Steve Earle plays City Winery Feb. 3 and 16.

Photo of Earle by Chad Batka; City Winery photo by Gary Alpert

Speaking of ’60s legends, the summer of 2016 saw memorable performance at the Blue Hills Bank Pavilion by Queen of Soul Aretha Franklin. Midway through the show, she cued the band to quiet down and revealed to the audience that she’d recently come through some unspecified health issues that she hadn’t thought she’d survive. She then testified her way through an intense version of “Bridge Over Troubled Water.” Franklin cut her tour short the next day, so it seemed that might be her last show. But she returned to touring last March, and makes her local return at the Wang Theatre on June 2. We can’t promise she’ll be as great this time — or, given her concert history, that she’ll even perform — but she’s worth the gamble.

So, probably, are eternal arena-rock flag-wavers U2 (at TD Garden June 21 and 22), whose 2017 tour, built around the 20-year-old “Joshua Tree” album, was heartfelt enough to shut down the cynics.

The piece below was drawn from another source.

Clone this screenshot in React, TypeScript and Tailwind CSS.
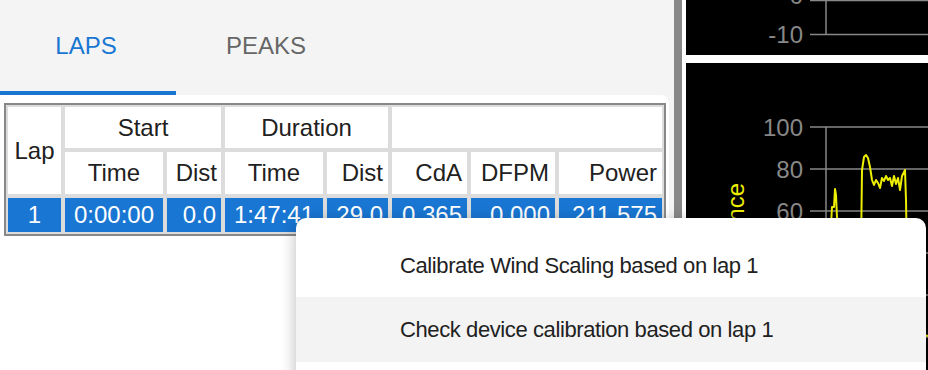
import React from 'react';

const BLUE = '#1976d2';

const cadencePoints =
  '143,237 145,162 146,144 148,144 149,126 150,132 152,177 154,267 174,267 175,187 176,107 178,94 180,92 182,95 184,104 186,117 188,122 190,117 192,120 194,125 196,115 198,118 200,113 202,117 204,115 206,123 208,113 210,121 212,115 214,127 216,113 218,109 219,107 220,137 221,197 222,267 242,273';

function Cell({
  children,
  className = '',
}: Readonly<{ children?: React.ReactNode; className?: string }>) {
  return <div className={`flex items-center bg-white ${className}`}>{children}</div>;
}

function DataCell({
  children,
  right,
}: Readonly<{ children: React.ReactNode; right?: boolean }>) {
  return (
    <div
      className={`flex items-center bg-[#1976d2] text-white ${
        right ? 'justify-end pr-[5px]' : 'justify-center'
      }`}
    >
      {children}
    </div>
  );
}

function LapsTable() {
  return (
    <div className="w-[662px] border-2 border-[#888] bg-[#dcdcdc] p-[2px]">
      <div className="grid grid-cols-[53px_98px_54px_98px_61px_75px_84px_103px] grid-rows-[41px_42px_34px] gap-[4px] text-[24px] leading-none text-[#212121]">
        <Cell className="row-span-2 justify-center">Lap</Cell>
        <Cell className="col-span-2 justify-center">Start</Cell>
        <Cell className="col-span-2 justify-center">Duration</Cell>
        <Cell className="col-span-3" />

        <Cell className="justify-center">Time</Cell>
        <Cell className="justify-end pr-[4px]">Dist</Cell>
        <Cell className="justify-center">Time</Cell>
        <Cell className="justify-end pr-[5px]">Dist</Cell>
        <Cell className="justify-end pr-[5px]">CdA</Cell>
        <Cell className="justify-end pr-[6px]">DFPM</Cell>
        <Cell className="justify-end pr-[5px]">Power</Cell>

        <DataCell>1</DataCell>
        <DataCell>0:00:00</DataCell>
        <DataCell right>0.0</DataCell>
        <DataCell>1:47:41</DataCell>
        <DataCell right>29.0</DataCell>
        <DataCell right>0.365</DataCell>
        <DataCell right>0.000</DataCell>
        <DataCell right>211.575</DataCell>
      </div>
    </div>
  );
}

function TopChart() {
  return (
    <svg width="242" height="55" className="block" fontFamily="'Liberation Sans', Arial, sans-serif">
      <line x1="124" y1="0.5" x2="242" y2="0.5" stroke="#888" strokeWidth="1.5" />
      <line x1="124" y1="34.5" x2="242" y2="34.5" stroke="#888" strokeWidth="1.5" />
      <line x1="140" y1="0" x2="140" y2="35" stroke="#888" strokeWidth="1.5" />
      <text x="117" y="4" textAnchor="end" fontSize="24" fill="#888">0</text>
      <text x="117" y="43" textAnchor="end" fontSize="24" fill="#888">-10</text>
    </svg>
  );
}

function BottomChart() {
  const ticks = [
    { y: 64, label: '100' },
    { y: 106, label: '80' },
    { y: 148, label: '60' },
    { y: 190, label: '40' },
    { y: 232, label: '20' },
    { y: 274, label: '0' },
  ];
  return (
    <svg width="242" height="307" className="block" fontFamily="'Liberation Sans', Arial, sans-serif">
      {ticks.map((t) => (
        <g key={t.label}>
          <line x1="124" y1={t.y} x2="242" y2={t.y} stroke="#888" strokeWidth="1.5" />
          <text x="117" y={t.y + 8.5} textAnchor="end" fontSize="24" fill="#888">
            {t.label}
          </text>
        </g>
      ))}
      <line x1="140" y1="64" x2="140" y2="274" stroke="#888" strokeWidth="1.5" />
      <text
        x="0"
        y="0"
        transform="translate(58 120) rotate(-90)"
        textAnchor="end"
        fontSize="24"
        fill="#eeee00"
      >
        Cadence
      </text>
      <polyline points={cadencePoints} fill="none" stroke="#eeee00" strokeWidth="2" strokeLinejoin="round" />
    </svg>
  );
}

export default function App() {
  return (
    <div className="relative flex h-[370px] w-[928px] overflow-hidden bg-white font-['Liberation_Sans',Arial,sans-serif]">
      {/* Left panel */}
      <div className="flex w-[674px] flex-col bg-[#f4f4f4]">
        <div className="flex h-[95px] text-[24px]">
          <div className="flex w-[176px] flex-col">
            <div className="flex flex-1 items-center justify-center pr-[4px]" style={{ color: BLUE }}>
              LAPS
            </div>
            <div className="h-[4px] bg-[#1976d2]" />
          </div>
          <div className="flex w-[180px] flex-col">
            <div className="flex flex-1 items-center justify-center text-[#666]">PEAKS</div>
            <div className="h-[4px]" />
          </div>
        </div>
        <div className="w-[669px] flex-1 rounded-tr-[8px] bg-white pl-[4px] pt-[8px]">
          <LapsTable />
        </div>
      </div>

      {/* Splitter */}
      <div className="w-[8px] bg-[#888]" />

      {/* Charts */}
      <div className="ml-[4px] flex w-[242px] flex-col gap-[8px]">
        <div className="h-[55px] bg-black">
          <TopChart />
        </div>
        <div className="flex-1 bg-black">
          <BottomChart />
        </div>
      </div>

      {/* Context menu */}
      <div className="absolute left-[296px] top-[218px] h-[180px] w-[630px] rounded-[10px] bg-white pt-[15px] text-[22px] tracking-[-0.4px] text-[#212121] shadow-[0_4px_16px_rgba(0,0,0,0.28)]">
        <div className="flex h-[64px] items-center pl-[104px]">Calibrate Wind Scaling based on lap 1</div>
        <div className="flex h-[65px] items-center bg-[#f3f3f3] pl-[104px]">
          Check device calibration based on lap 1
        </div>
        <div className="flex h-[64px] items-center pl-[104px]" />
      </div>
    </div>
  );
}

This time they’re touring new material, from the twin albums “Songs of Innocence” and “Songs of Experience” (the former, you’ll recall, was the one that landed in your iTunes when you weren’t looking). They’ve been going in and out of style, but don’t count out Bono and the boys just yet.

That’s just a sampling of the upcoming season’s higher-profile arts events. But the one that changes your life could just as easily be some obscure club gig or workshop production. So make a resolution to get out there and investigate.